A look around the African continent reveals a growing rate of entrepreneurship. More and more people are beginning to take things into their own hands by setting up companies to solve local and international problems.
People have found more innovative ways of doing things and this has led to the reinvention of domestic and international industries but when did the wind of entrepreneurship begin to blow across the continent? The establishment of businesses to solve local problems is not novel in Africa. However, it is important to note that the collapse of the commodity boom; arising from the credit crunch and also the great recession of the late 2000s played significant roles in Africa’s rise to entrepreneurship over the last decade. Many highly skilled African professionals domiciled in America and Europe returned home after losing jobs.
There were amongst individuals who had gathered very rich technical and managerial experience and also had international networks and connections… These professionals went on to establish their own businesses or to partner with local compatriots due to the lack of jobs but what has been the impact of these businesses? What does the future hold for them?
The culture of the African people towards entrepreneurship, the socio-political environment prevalent in a country and availability of opportunities will be the key to the emergence, growth, survival and success of entrepreneurs.

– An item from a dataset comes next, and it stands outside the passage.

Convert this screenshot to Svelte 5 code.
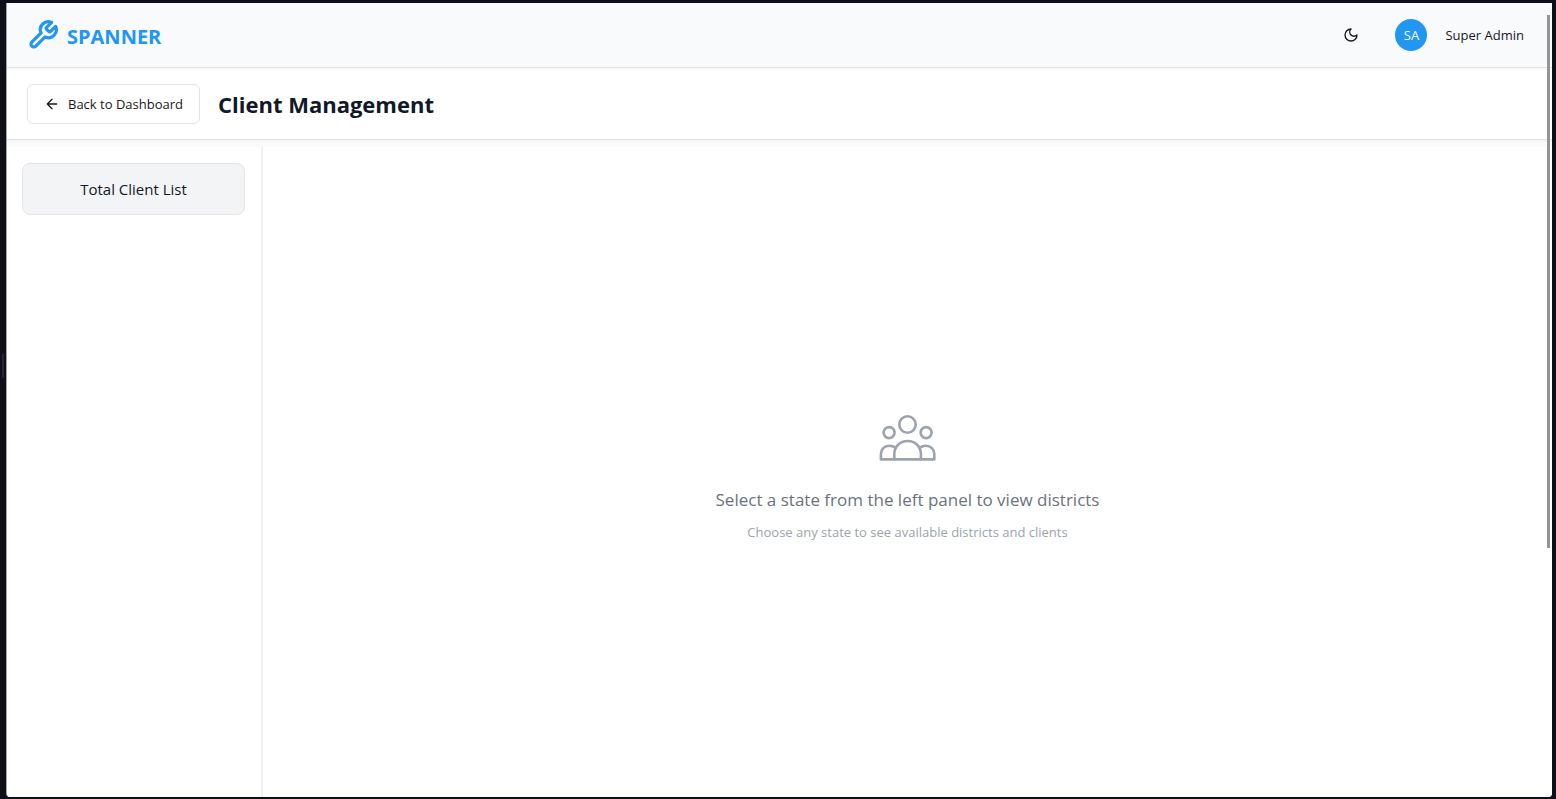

What is the Ghanaian culture with regards to entrepreneurship? How do people react to the thought of risk taking? A few years ago, a Nigerian friend bemoaned the average Ghanaian’s fear to take risks. He made a quick reference to his native Nigeria; where they are considered a risk loving people in general and linked that to the existence of many local industries in that country. However, risk taking isn’t the only trait a successful entrepreneur should possess. You need passion, determination, discipline and confidence.
Educational systems in Africa should be designed to imbibe the entrepreneurial culture among pupils and students. The existence of a conducive working environment for start ups is very vital for success. Governments should lead the Legal environment which relates to the ease of registering a business and getting it running is sole responsibility of governments. Also, a supportive financial environment which is considered the back bone for many start ups can be enhanced by government. Through prudent monetary policy, cheap credit is made available for start ups to take advantage of, in their growth and competition with foreign companies. The old practice where foreign firms merely set up offices in Africa without research centres and tailor made products and services is being challenged by African entrepreneurs. Indeed there have been instances where foreign multinational companies have folded up in certain African countries for various reasons.
Governments should be as involved with the growth of local startups not only to a level where they substitute the nation’s imports but also to fully exploit their exportation prospects. Following the great recession and collapse of the commodity boom, governments across Africa have weakened over the years. Governments now focus on taxing local businesses for revenue.
Some governments have ceased international training and importation of certain products. African entrepreneurs must be quick in identifying opportunities where they can solve the many problems of the people. In these times when governments and its people are in search for home grown solutions, the African entrepreneur has a ready market to tap into.
With a population of 1.2 billion on the continent, coupled with scarcity in foreign exchange, opportunities abound for local businesses. Commodities like cocoa, gold and oil may be reducing on the continent, but the rise of knowledge among its people, offers hope that Africa will be a powerhouse.